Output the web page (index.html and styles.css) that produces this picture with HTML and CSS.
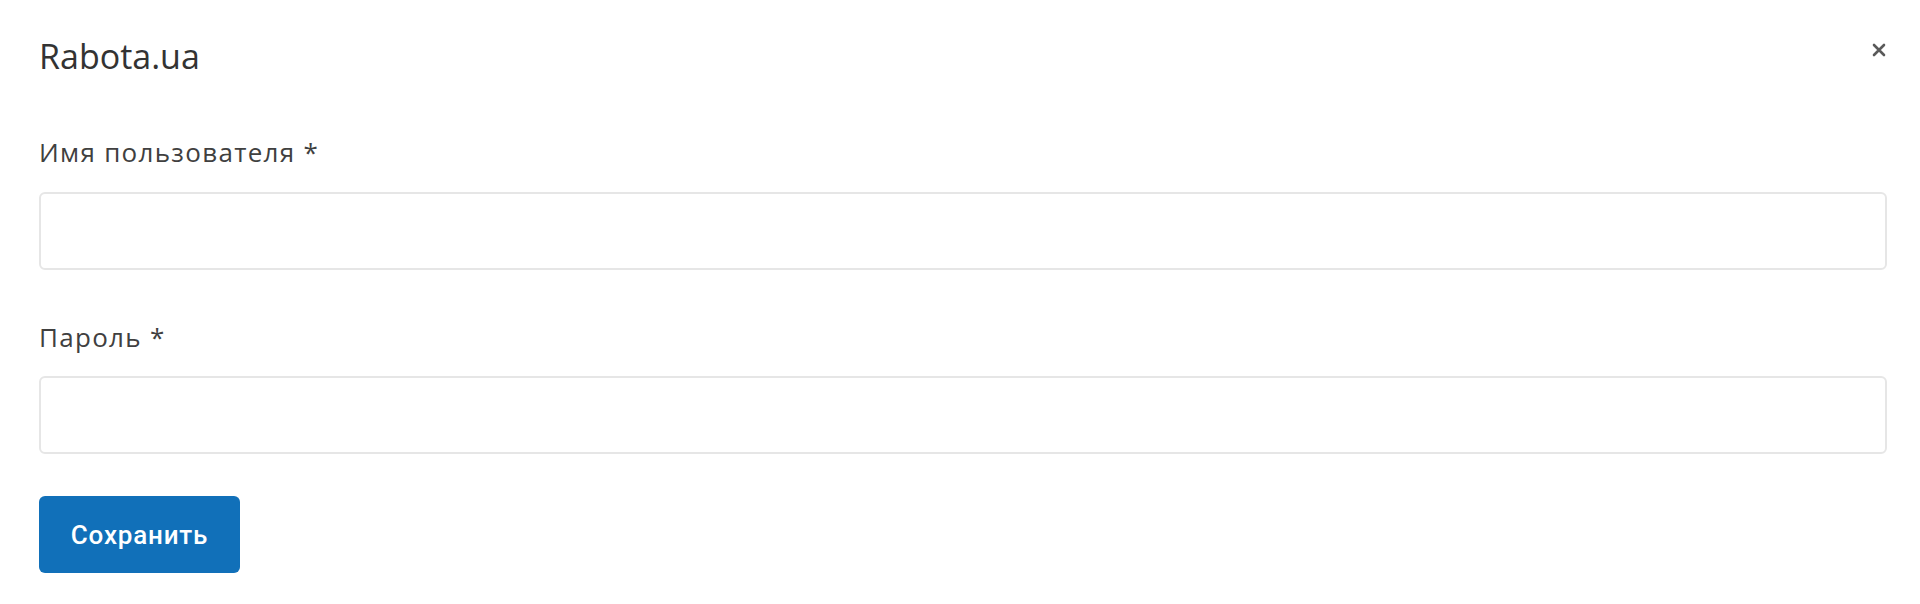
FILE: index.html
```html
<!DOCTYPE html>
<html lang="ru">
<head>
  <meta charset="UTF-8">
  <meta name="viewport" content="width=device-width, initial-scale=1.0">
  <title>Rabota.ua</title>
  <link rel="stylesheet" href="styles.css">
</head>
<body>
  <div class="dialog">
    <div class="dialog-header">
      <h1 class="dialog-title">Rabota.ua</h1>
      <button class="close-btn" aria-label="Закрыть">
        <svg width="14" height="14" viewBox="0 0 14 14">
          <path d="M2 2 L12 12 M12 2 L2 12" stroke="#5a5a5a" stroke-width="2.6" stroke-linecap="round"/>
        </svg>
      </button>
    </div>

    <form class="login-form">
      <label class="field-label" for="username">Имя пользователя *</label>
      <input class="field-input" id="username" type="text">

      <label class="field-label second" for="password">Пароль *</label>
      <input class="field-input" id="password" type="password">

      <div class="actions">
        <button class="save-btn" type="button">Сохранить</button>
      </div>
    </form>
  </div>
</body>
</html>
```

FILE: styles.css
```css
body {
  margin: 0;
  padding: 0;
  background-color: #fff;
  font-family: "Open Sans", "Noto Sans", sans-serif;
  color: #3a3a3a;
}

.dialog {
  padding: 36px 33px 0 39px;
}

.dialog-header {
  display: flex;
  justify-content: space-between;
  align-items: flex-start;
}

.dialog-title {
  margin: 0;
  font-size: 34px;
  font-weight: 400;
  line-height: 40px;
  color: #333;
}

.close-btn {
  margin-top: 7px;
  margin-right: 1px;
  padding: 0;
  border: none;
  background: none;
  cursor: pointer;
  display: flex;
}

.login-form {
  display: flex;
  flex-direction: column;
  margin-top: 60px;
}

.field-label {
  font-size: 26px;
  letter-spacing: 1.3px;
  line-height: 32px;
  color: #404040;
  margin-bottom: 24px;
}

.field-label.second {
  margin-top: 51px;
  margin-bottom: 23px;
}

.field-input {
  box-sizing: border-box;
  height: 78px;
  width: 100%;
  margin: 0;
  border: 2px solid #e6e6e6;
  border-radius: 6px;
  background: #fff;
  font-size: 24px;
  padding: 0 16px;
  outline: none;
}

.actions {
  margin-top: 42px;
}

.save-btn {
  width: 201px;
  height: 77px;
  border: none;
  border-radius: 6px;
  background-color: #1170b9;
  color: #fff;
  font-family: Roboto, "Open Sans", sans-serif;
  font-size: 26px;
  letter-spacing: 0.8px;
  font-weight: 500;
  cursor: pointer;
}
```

---------------

▶ [WRITTEN REQUEST]: Set the listing down in full and exactly. Pictures within it should not appear in the copy.

▶ [COMPLETE OUTPUT]:
Output the web page (index.html and styles.css) that produces this picture with HTML and CSS.
FILE: index.html
```html
<!DOCTYPE html>
<html lang="ru">
<head>
  <meta charset="UTF-8">
  <meta name="viewport" content="width=device-width, initial-scale=1.0">
  <title>Rabota.ua</title>
  <link rel="stylesheet" href="styles.css">
</head>
<body>
  <div class="dialog">
    <div class="dialog-header">
      <h1 class="dialog-title">Rabota.ua</h1>
      <button class="close-btn" aria-label="Закрыть">
        <svg width="14" height="14" viewBox="0 0 14 14">
          <path d="M2 2 L12 12 M12 2 L2 12" stroke="#5a5a5a" stroke-width="2.6" stroke-linecap="round"/>
        </svg>
      </button>
    </div>

    <form class="login-form">
      <label class="field-label" for="username">Имя пользователя *</label>
      <input class="field-input" id="username" type="text">

      <label class="field-label second" for="password">Пароль *</label>
      <input class="field-input" id="password" type="password">

      <div class="actions">
        <button class="save-btn" type="button">Сохранить</button>
      </div>
    </form>
  </div>
</body>
</html>
```

FILE: styles.css
```css
body {
  margin: 0;
  padding: 0;
  background-color: #fff;
  font-family: "Open Sans", "Noto Sans", sans-serif;
  color: #3a3a3a;
}

.dialog {
  padding: 36px 33px 0 39px;
}

.dialog-header {
  display: flex;
  justify-content: space-between;
  align-items: flex-start;
}

.dialog-title {
  margin: 0;
  font-size: 34px;
  font-weight: 400;
  line-height: 40px;
  color: #333;
}

.close-btn {
  margin-top: 7px;
  margin-right: 1px;
  padding: 0;
  border: none;
  background: none;
  cursor: pointer;
  display: flex;
}

.login-form {
  display: flex;
  flex-direction: column;
  margin-top: 60px;
}

.field-label {
  font-size: 26px;
  letter-spacing: 1.3px;
  line-height: 32px;
  color: #404040;
  margin-bottom: 24px;
}

.field-label.second {
  margin-top: 51px;
  margin-bottom: 23px;
}

.field-input {
  box-sizing: border-box;
  height: 78px;
  width: 100%;
  margin: 0;
  border: 2px solid #e6e6e6;
  border-radius: 6px;
  background: #fff;
  font-size: 24px;
  padding: 0 16px;
  outline: none;
}

.actions {
  margin-top: 42px;
}

.save-btn {
  width: 201px;
  height: 77px;
  border: none;
  border-radius: 6px;
  background-color: #1170b9;
  color: #fff;
  font-family: Roboto, "Open Sans", sans-serif;
  font-size: 26px;
  letter-spacing: 0.8px;
  font-weight: 500;
  cursor: pointer;
}
```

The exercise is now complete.